# [What to work on]
Out of the lines below, please list those that hold the string "this".

# [Listing]
- - -

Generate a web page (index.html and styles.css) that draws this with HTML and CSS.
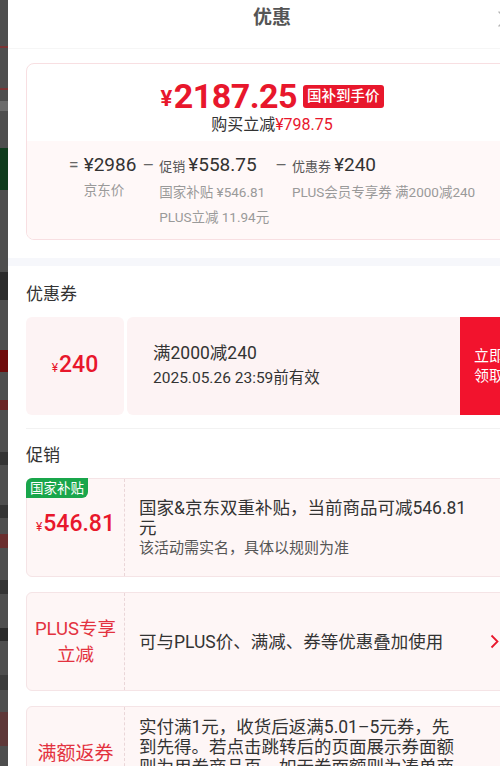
FILE: index.html
```html
<!DOCTYPE html>
<html lang="zh-CN">
<head>
  <meta charset="UTF-8">
  <meta name="viewport" content="width=device-width, initial-scale=1.0">
  <title>优惠</title>
  <link rel="stylesheet" href="styles.css">
</head>
<body>
  <div class="backdrop"></div>

  <div class="sheet">
    <div class="sheet-header">
      <h1>优惠</h1>
      <svg class="close" width="18" height="18" viewBox="0 0 18 18">
        <path d="M2 2 L16 16 M16 2 L2 16" stroke="#b5b5b5" stroke-width="1.4" fill="none" stroke-linecap="round"/>
      </svg>
    </div>

    <div class="summary">
      <div class="summary-top">
        <div class="final-price">
          <span class="yen">¥</span>2187.25<span class="price-tag">国补到手价</span>
        </div>
        <div class="saved">购买立减<em>¥798.75</em></div>
      </div>
      <div class="summary-detail">
        <div class="calc-col">
          <span class="op">=</span>
          <div>
            <div class="calc-main">¥2986</div>
            <div class="calc-sub">京东价</div>
          </div>
        </div>
        <div class="calc-col">
          <span class="op">–</span>
          <div>
            <div class="calc-main"><span class="calc-label">促销</span>¥558.75</div>
            <div class="calc-sub">国家补贴 ¥546.81</div>
            <div class="calc-sub">PLUS立减 11.94元</div>
          </div>
        </div>
        <div class="calc-col">
          <span class="op">–</span>
          <div>
            <div class="calc-main"><span class="calc-label">优惠券</span>¥240</div>
            <div class="calc-sub">PLUS会员专享券 满2000减240</div>
          </div>
        </div>
      </div>
    </div>

    <div class="band"></div>

    <section class="block">
      <h2>优惠券</h2>
      <div class="coupon">
        <div class="coupon-value"><span class="small-yen">¥</span>240</div>
        <div class="coupon-info">
          <div class="coupon-rule">满2000减240</div>
          <div class="coupon-date">2025.05.26 23:59前有效</div>
        </div>
        <div class="coupon-btn">立即<br>领取</div>
      </div>
    </section>

    <div class="rule"></div>

    <section class="block">
      <h2>促销</h2>

      <div class="promo">
        <span class="promo-flag">国家补贴</span>
        <div class="promo-label price"><span class="small-yen">¥</span>546.81</div>
        <div class="promo-text">
          <div>国家&amp;京东双重补贴，当前商品可减546.81元</div>
          <div class="promo-note">该活动需实名，具体以规则为准</div>
        </div>
      </div>

      <div class="promo">
        <div class="promo-label">PLUS专享<br>立减</div>
        <div class="promo-text">
          <div>可与PLUS价、满减、券等优惠叠加使用</div>
        </div>
        <svg class="promo-arrow" width="9" height="15" viewBox="0 0 9 15">
          <path d="M1.5 1.5 L7.5 7.5 L1.5 13.5" stroke="#e8172c" stroke-width="1.8" fill="none"/>
        </svg>
      </div>

      <div class="promo">
        <div class="promo-label big">满额返券</div>
        <div class="promo-text">
          <div>实付满1元，收货后返满5.01–5元券，先<br>到先得。若点击跳转后的页面展示券面额则为用券商品页，如无券面额则为凑单商品页</div>
        </div>
      </div>
    </section>
  </div>
</body>
</html>
```

FILE: styles.css
```css
* {
  box-sizing: border-box;
}

html, body {
  margin: 0;
  padding: 0;
  height: 100%;
  overflow: hidden;
}

body {
  display: flex;
  font-family: Roboto, "Noto Sans CJK SC", sans-serif;
  color: #333;
  background: #4e4e4e;
}

/* dimmed page behind the sheet */
.backdrop {
  width: 8px;
  flex-shrink: 0;
  background: linear-gradient(to bottom,
    #4e4e4e 0 46px, #7a3434 46px 48px, #4e4e4e 48px 88px, #7a3434 88px 90px,
    #4e4e4e 90px 101px, #6c6c6c 101px 111px, #4e4e4e 111px 148px,
    #0f3b1d 148px 190px, #4e4e4e 190px 272px, #2c2c2c 272px 300px,
    #4e4e4e 300px 350px, #6e0b0b 350px 372px, #4e4e4e 372px 400px,
    #6a2626 400px 410px, #4e4e4e 410px 452px, #343434 452px 465px,
    #4e4e4e 465px 505px, #343434 505px 518px, #4e4e4e 518px 534px,
    #6a2e2e 534px 548px, #4e4e4e 548px 580px, #343434 580px 594px,
    #4e4e4e 594px 628px, #2a2a2a 628px 641px, #4e4e4e 641px 675px,
    #3c3c3c 675px 690px, #4e4e4e 690px 712px, #5e3838 712px 746px,
    #4e4e4e 746px);
}

.sheet {
  width: 528px;
  flex-shrink: 0;
  background: #fff;
}

.sheet-header {
  position: relative;
  height: 49px;
  border-bottom: 1px solid #f6f6f6;
  text-align: center;
}

.sheet-header h1 {
  margin: 0;
  font-size: 19px;
  line-height: 36px;
  font-weight: 700;
  color: #555;
}

.close {
  position: absolute;
  left: 489px;
  top: 10px;
}

/* price summary */
.summary {
  margin: 14px 18px 0;
  border: 1px solid #f8dfe2;
  border-radius: 8px;
  overflow: hidden;
}

.summary-top {
  padding: 13px 0 6px;
  text-align: center;
}

.final-price {
  display: flex;
  justify-content: center;
  align-items: center;
  height: 38px;
  color: #e8172c;
  font-size: 34px;
  font-weight: 700;
  letter-spacing: -0.5px;
}

.yen {
  font-size: 22px;
  margin-right: 2px;
  align-self: flex-end;
  line-height: 32px;
}

.price-tag {
  margin-left: 6px;
  padding: 0 4px;
  background: #e8172c;
  color: #fff;
  border-radius: 3px;
  font-size: 14.5px;
  font-weight: 500;
  line-height: 23px;
  letter-spacing: 0;
}

.saved {
  font-size: 16px;
  line-height: 20px;
}

.saved em {
  font-style: normal;
  color: #e8172c;
}

.summary-detail {
  display: flex;
  justify-content: center;
  gap: 6px;
  padding: 11px 0 9px;
  background: #fff8f8;
}

.calc-col {
  display: flex;
  align-items: flex-start;
}

.op {
  font-size: 18px;
  line-height: 26px;
  color: #666;
  margin-right: 5px;
}

.calc-main {
  font-size: 19px;
  line-height: 26px;
  white-space: nowrap;
}

.calc-label {
  font-size: 13px;
  color: #555;
  margin-right: 3px;
}

.calc-sub {
  font-size: 13.5px;
  line-height: 25px;
  color: #9a9a9a;
  white-space: nowrap;
}

.band {
  height: 8px;
  margin-top: 18px;
  background: #f6f7fb;
}

/* sections */
.block {
  padding: 0 18px;
}

.block h2 {
  margin: 0;
  padding: 16px 0 11px;
  font-size: 17px;
  font-weight: 400;
  line-height: 24px;
  color: #333;
}

.rule {
  height: 1px;
  margin: 13px 18px 0;
  background: #f2f2f2;
}

.rule + .block h2 {
  padding-top: 14px;
}

.small-yen {
  font-size: 12px;
  font-weight: 400;
  margin-right: 1px;
}

/* coupon */
.coupon {
  display: flex;
  height: 98px;
}

.coupon-value {
  width: 98px;
  display: flex;
  align-items: baseline;
  justify-content: center;
  padding-top: 34px;
  background: #fdf3f4;
  border-radius: 6px;
  color: #e8172c;
  font-size: 23px;
  font-weight: 500;
}

.coupon-info {
  flex: 1;
  margin-left: 3px;
  padding-left: 26px;
  display: flex;
  flex-direction: column;
  justify-content: center;
  background: #fdf3f4;
  border-radius: 6px 0 0 6px;
}

.coupon-rule {
  font-size: 17.5px;
  line-height: 25px;
}

.coupon-date {
  font-size: 15.5px;
  line-height: 25px;
}

.coupon-btn {
  width: 58px;
  padding-left: 14px;
  display: flex;
  align-items: center;
  background: #f2132d;
  color: #fff;
  border-radius: 0 6px 6px 0;
  font-size: 15px;
  line-height: 20px;
}

/* promotions */
.promo {
  position: relative;
  display: flex;
  min-height: 99px;
  margin-bottom: 15px;
  background: #fef6f6;
  border: 1px solid #f5e4e6;
  border-radius: 6px;
}

.promo-flag {
  position: absolute;
  left: -1px;
  top: -1px;
  padding: 0 4px;
  background: #19a64b;
  color: #fff;
  font-size: 13.5px;
  line-height: 20px;
  border-radius: 6px 0 6px 0;
}

.promo-label {
  width: 98px;
  flex-shrink: 0;
  display: flex;
  align-items: center;
  justify-content: center;
  text-align: center;
  border-right: 1px dashed #ead6d8;
  color: #e3323f;
  font-size: 18.5px;
  line-height: 26px;
}

.promo-label.price {
  align-items: baseline;
  padding-top: 32px;
  color: #e8172c;
  font-size: 23px;
  font-weight: 500;
}

.promo-label.big {
  font-size: 19px;
  padding-bottom: 6px;
}

.promo-text {
  flex: 1;
  display: flex;
  flex-direction: column;
  justify-content: center;
  padding: 10px 48px 10px 14px;
  font-size: 17.5px;
  line-height: 20px;
}

.promo-note {
  font-size: 15px;
  color: #555;
}

.promo-arrow {
  flex-shrink: 0;
  align-self: center;
  margin-right: 18px;
  margin-left: -27px;
}
```
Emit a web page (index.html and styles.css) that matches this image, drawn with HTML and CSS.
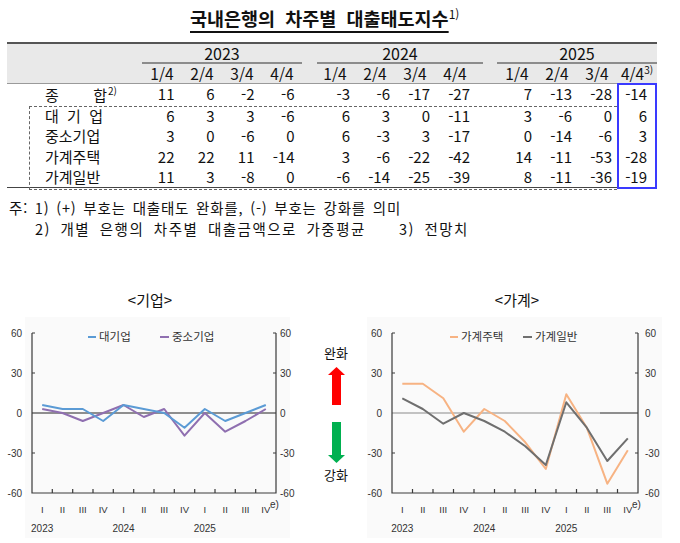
FILE: index.html
```html
<!DOCTYPE html>
<html lang="ko">
<head>
<meta charset="utf-8">
<link rel="stylesheet" href="styles.css">
</head>
<body>
<main class="page">
  <h1 class="title"><span>국내은행의 차주별 대출태도지수</span><sup>1)</sup></h1>

  <div class="tbl">
    <div class="thead">
      <div class="row-yr">
        <div class="lab"></div>
        <div class="yr y23">2023</div>
        <div class="yr y24">2024</div>
        <div class="yr y25">2025</div>
      </div>
      <div class="row">
        <div class="lab"></div>
        <div class="q">1/4</div><div class="q">2/4</div><div class="q">3/4</div><div class="q">4/4</div>
        <span class="sp"></span>
        <div class="q">1/4</div><div class="q">2/4</div><div class="q">3/4</div><div class="q">4/4</div>
        <span class="sp"></span>
        <div class="q">1/4</div><div class="q">2/4</div><div class="q">3/4</div><div class="q">4/4<sup>3)</sup></div>
      </div>
    </div>
    <div class="tbody">
      <div class="row first">
        <div class="lab"><span class="nm wide"><b>종</b><b>합</b></span><sup class="lsup">2)</sup></div>
        <div>11</div><div>6</div><div>-2</div><div>-6</div><span class="sp"></span>
        <div>-3</div><div>-6</div><div>-17</div><div>-27</div><span class="sp"></span>
        <div>7</div><div>-13</div><div>-28</div><div>-14</div>
      </div>
      <div class="row">
        <div class="lab"><span class="nm"><b>대</b><b>기</b><b>업</b></span></div>
        <div>6</div><div>3</div><div>3</div><div>-6</div><span class="sp"></span>
        <div>6</div><div>3</div><div>0</div><div>-11</div><span class="sp"></span>
        <div>3</div><div>-6</div><div>0</div><div>6</div>
      </div>
      <div class="row">
        <div class="lab"><span class="nm">중소기업</span></div>
        <div>3</div><div>0</div><div>-6</div><div>0</div><span class="sp"></span>
        <div>6</div><div>-3</div><div>3</div><div>-17</div><span class="sp"></span>
        <div>0</div><div>-14</div><div>-6</div><div>3</div>
      </div>
      <div class="row">
        <div class="lab"><span class="nm">가계주택</span></div>
        <div>22</div><div>22</div><div>11</div><div>-14</div><span class="sp"></span>
        <div>3</div><div>-6</div><div>-22</div><div>-42</div><span class="sp"></span>
        <div>14</div><div>-11</div><div>-53</div><div>-28</div>
      </div>
      <div class="row">
        <div class="lab"><span class="nm">가계일반</span></div>
        <div>11</div><div>3</div><div>-8</div><div>0</div><span class="sp"></span>
        <div>-6</div><div>-14</div><div>-25</div><div>-39</div><span class="sp"></span>
        <div>8</div><div>-11</div><div>-36</div><div>-19</div>
      </div>
    </div>
    <div class="dash-box"></div>
    <div class="hl-box"></div>
  </div>

  <div class="notes">
    <p class="n1">주: 1) (+) 부호는 대출태도 완화를, (-) 부호는 강화를 의미</p>
    <p class="n2">2) 개별 은행의 차주별 대출금액으로 가중평균<span class="n3">3) 전망치</span></p>
  </div>

  <section class="charts">
    <figure class="chart chart-l">
      <figcaption class="ctitle">&lt;기업&gt;</figcaption>
      <svg class="plot" width="300" height="231" viewBox="0 0 300 231">
        <rect class="panel" x="25" y="5" width="265" height="221"/>
        <line class="zero" x1="32" y1="101" x2="276" y2="101"/>
        <polyline class="s-purple" points="42.2,97 62.5,101 82.8,109 103.2,101 123.5,93 143.8,105 164.2,97 184.5,123.7 204.8,101 225.2,119.7 245.5,109 265.8,97"/>
        <polyline class="s-blue" points="42.2,93 62.5,97 82.8,97 103.2,109 123.5,93 143.8,97 164.2,101 184.5,115.7 204.8,97 225.2,109 245.5,101 265.8,93"/>
        <path class="axis" d="M32 21V181H276V21"/>
        <path class="axis" d="M32 21h3M32 61h3M32 141h3M273 21h3M273 61h3M273 141h3M52.3 181v-4M72.7 181v-4M93 181v-4M113.3 181v-4M133.7 181v-4M154 181v-4M174.3 181v-4M194.7 181v-4M215 181v-4M235.3 181v-4M255.7 181v-4"/>
        <g class="ax ax-end">
          <text x="22" y="25">60</text><text x="22" y="65">30</text><text x="22" y="105">0</text><text x="22" y="145">-30</text><text x="22" y="185">-60</text>
        </g>
        <g class="ax">
          <text x="280" y="25">60</text><text x="280" y="65">30</text><text x="280" y="105">0</text><text x="280" y="145">-30</text><text x="280" y="185">-60</text>
        </g>
        <g class="ax ax-mid cat">
          <text x="42.2" y="201">I</text><text x="62.5" y="201">II</text><text x="82.8" y="201">III</text><text x="103.2" y="201">IV</text>
          <text x="123.5" y="201">I</text><text x="143.8" y="201">II</text><text x="164.2" y="201">III</text><text x="184.5" y="201">IV</text>
          <text x="204.8" y="201">I</text><text x="225.2" y="201">II</text><text x="245.5" y="201">III</text><text x="265.8" y="201">IV</text>
        </g>
        <text class="ax sup" x="270" y="196">e)</text>
        <g class="ax ax-mid">
          <text x="42.2" y="220">2023</text><text x="123.5" y="220">2024</text><text x="204.8" y="220">2025</text>
        </g>
        <line class="s-blue" x1="88" y1="25" x2="96" y2="25"/>
        <text class="lg" x="99" y="29">대기업</text>
        <line class="s-purple" x1="160" y1="25" x2="169" y2="25"/>
        <text class="lg" x="172" y="29">중소기업</text>
      </svg>
    </figure>

    <div class="mid">
      <span class="mlab">완화</span>
      <svg class="arrow up" width="17" height="38" viewBox="0 0 17 38"><polygon points="8.5,0 17,8 13,8 13,38 4,38 4,8 0,8"/></svg>
      <svg class="arrow down" width="17" height="41" viewBox="0 0 17 41"><polygon points="4,0 13,0 13,33 17,33 8.5,41 0,33 4,33"/></svg>
      <span class="mlab">강화</span>
    </div>

    <figure class="chart chart-r">
      <figcaption class="ctitle">&lt;가계&gt;</figcaption>
      <svg class="plot" width="318" height="231" viewBox="0 0 318 231">
        <rect class="panel" x="5" y="5" width="295" height="221"/>
        <line class="zero gray" x1="30" y1="101" x2="276" y2="101"/>
        <line class="zero dk" x1="238" y1="101" x2="276" y2="101"/>
        <polyline class="s-orange" points="40.3,71.7 60.8,71.7 81.3,86.3 101.8,119.7 122.3,97 142.8,109 163.3,130.3 183.8,157 204.3,82.3 224.8,115.7 245.3,171.7 265.8,138.3"/>
        <polyline class="s-gray" points="40.3,86.3 60.8,97 81.3,111.7 101.8,101 122.3,109 142.8,119.7 163.3,134.3 183.8,153 204.3,90.3 224.8,115.7 245.3,149 265.8,126.3"/>
        <path class="axis" d="M30 21V181H276V21"/>
        <path class="axis" d="M30 21h3M30 61h3M30 141h3M273 21h3M273 61h3M273 141h3M50.5 181v-4M71 181v-4M91.5 181v-4M112 181v-4M132.5 181v-4M153 181v-4M173.5 181v-4M194 181v-4M214.5 181v-4M235 181v-4M255.5 181v-4"/>
        <g class="ax ax-end">
          <text x="20" y="25">60</text><text x="20" y="65">30</text><text x="20" y="105">0</text><text x="20" y="145">-30</text><text x="20" y="185">-60</text>
        </g>
        <g class="ax">
          <text x="283" y="25">60</text><text x="283" y="65">30</text><text x="283" y="105">0</text><text x="283" y="145">-30</text><text x="283" y="185">-60</text>
        </g>
        <g class="ax ax-mid cat">
          <text x="40.3" y="201">I</text><text x="60.8" y="201">II</text><text x="81.3" y="201">III</text><text x="101.8" y="201">IV</text>
          <text x="122.3" y="201">I</text><text x="142.8" y="201">II</text><text x="163.3" y="201">III</text><text x="183.8" y="201">IV</text>
          <text x="204.3" y="201">I</text><text x="224.8" y="201">II</text><text x="245.3" y="201">III</text><text x="265.8" y="201">IV</text>
        </g>
        <text class="ax sup" x="270" y="196">e)</text>
        <g class="ax ax-mid">
          <text x="40.3" y="220">2023</text><text x="122.3" y="220">2024</text><text x="204.3" y="220">2025</text>
        </g>
        <line class="s-orange" x1="88" y1="25" x2="96" y2="25"/>
        <text class="lg" x="99" y="29">가계주택</text>
        <line class="s-gray" x1="161" y1="25" x2="170" y2="25"/>
        <text class="lg" x="173" y="29">가계일반</text>
      </svg>
    </figure>
  </section>
</main>
</body>
</html>
```

FILE: styles.css
```css
* { box-sizing: border-box; }
body {
  margin: 0;
  background: #fff;
  color: #111;
  font-family: "Noto Sans CJK KR", "Noto Sans", sans-serif;
}
.page { width: 680px; height: 543px; overflow: hidden; }

.title {
  margin: 0;
  height: 42px;
  padding: 5px 0 0 190px;
  font-size: 18.5px;
  line-height: 26px;
  font-weight: 700;
  word-spacing: 5px;
}
.title span {
  text-decoration: underline;
  text-decoration-thickness: 1.5px;
  text-underline-offset: 5px;
}
.title sup { font-size: 12px; line-height: 0; vertical-align: 7px; font-weight: 400; }

/* table */
.tbl { position: relative; margin-left: 7px; width: 650px; font-size: 15px; }
.thead {
  background: #e9e9e9;
  border-top: 2px solid #555;
  border-bottom: 1px solid #9a9a9a;
}
.row, .row-yr {
  display: grid;
  grid-template-columns: 135px repeat(4, 40px) 13px repeat(4, 40px) 22px repeat(4, 40px);
}
.row-yr { height: 20px; }
.yr {
  font-size: 16px;
  line-height: 18px;
  text-align: center;
  border-bottom: 2px solid #8c8c8c;
}
.y23 { grid-column: 2 / span 4; }
.y24 { grid-column: 7 / span 5; margin: 0 14px 0 2px; }
.y25 { grid-column: 12 / span 4; }
.thead .row { height: 19px; }
.q { text-align: center; font-size: 15.5px; line-height: 19px; white-space: nowrap; }
.q sup { font-size: 10px; line-height: 0; vertical-align: 6px; }
.lsup { font-size: 10px; line-height: 12px; align-self: flex-start; margin-top: 1px; margin-left: 1px; }

.tbody { border-bottom: 1.5px solid #444; }
.tbody .row { height: 20.25px; line-height: 20px; }
.tbody .row.first { height: 22px; line-height: 20px; }
.tbody .row > div { text-align: right; white-space: nowrap; }
.tbody .row > div:nth-child(-n+5) { padding-right: 7.5px; }
.tbody .row > div:nth-child(n+7):nth-child(-n+10) { padding-right: 5px; }
.tbody .row > div:nth-child(n+12) { padding-right: 5px; }
.tbody .row > div:nth-child(15) { padding-right: 10px; }
.tbody .row > div.lab { text-align: left; padding-left: 38px; padding-right: 0; display: flex; align-items: center; }
.nm { display: inline-flex; justify-content: space-between; width: 58px; }
.nm.wide { width: 62px; }
.nm b { font-weight: 400; }

.dash-box {
  position: absolute;
  left: 22px; top: 64px;
  width: 588px; height: 84px;
  border: 1px dashed #666;
  border-right: none;
}
.hl-box {
  position: absolute;
  left: 610px; top: 41px;
  width: 40px; height: 106px;
  border: 2px solid #3a3aff;
}

/* notes */
.notes { margin-top: 9px; font-size: 14.5px; line-height: 21px; }
.notes p { margin: 0; white-space: nowrap; }
.n1 { padding-left: 9px; letter-spacing: 0.8px; word-spacing: 2px; }
.n2 { padding-left: 35px; letter-spacing: 1.5px; word-spacing: 4px; }
.n3 { margin-left: 33px; }

/* charts */
.charts { display: flex; margin-top: 49px; }
.chart { margin: 0; }
.chart-l { width: 300px; }
.chart-r { width: 318px; }
.ctitle { font-size: 15px; line-height: 24px; height: 24px; text-align: center; }
.chart-r .ctitle { padding-right: 8px; }
.plot { display: block; overflow: visible; }
.panel { fill: #fafafa; }
.axis { fill: none; stroke: #3a3a3a; stroke-width: 1.2; }
.zero { stroke: #222; stroke-width: 1; }
.zero.gray { stroke: #8a8a8a; }
.zero.dk { stroke: #5a5a5a; }
.s-blue, .s-purple, .s-orange, .s-gray { fill: none; stroke-width: 2; stroke-linejoin: round; }
.s-blue { stroke: #5b9bd5; }
.s-purple { stroke: #8f6fb0; }
.s-orange { stroke: #f7b383; }
.s-gray { stroke: #6f6f6f; }
.ax { font-family: "Liberation Sans", sans-serif; font-size: 10px; fill: #333; }
.ax-end { text-anchor: end; }
.ax-mid { text-anchor: middle; }
.cat { font-size: 9.5px; }
.sup { font-size: 10px; }
.lg { font-family: "Noto Sans CJK KR", sans-serif; font-size: 11.5px; fill: #333; }

.mid {
  width: 62px;
  padding: 56px 0 0 10px;
  display: flex;
  flex-direction: column;
  align-items: center;
}
.mlab { font-size: 13px; line-height: 18px; }
.arrow { display: block; }
.arrow.up { margin-top: 5px; fill: #ff0000; }
.arrow.down { margin-top: 17px; fill: #00b050; }
.arrow.down + .mlab { margin-top: 3px; }
```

- - -

# [Task result]
Generate a web page (index.html and styles.css) that draws this with HTML and CSS.
Emit a web page (index.html and styles.css) that matches this image, drawn with HTML and CSS.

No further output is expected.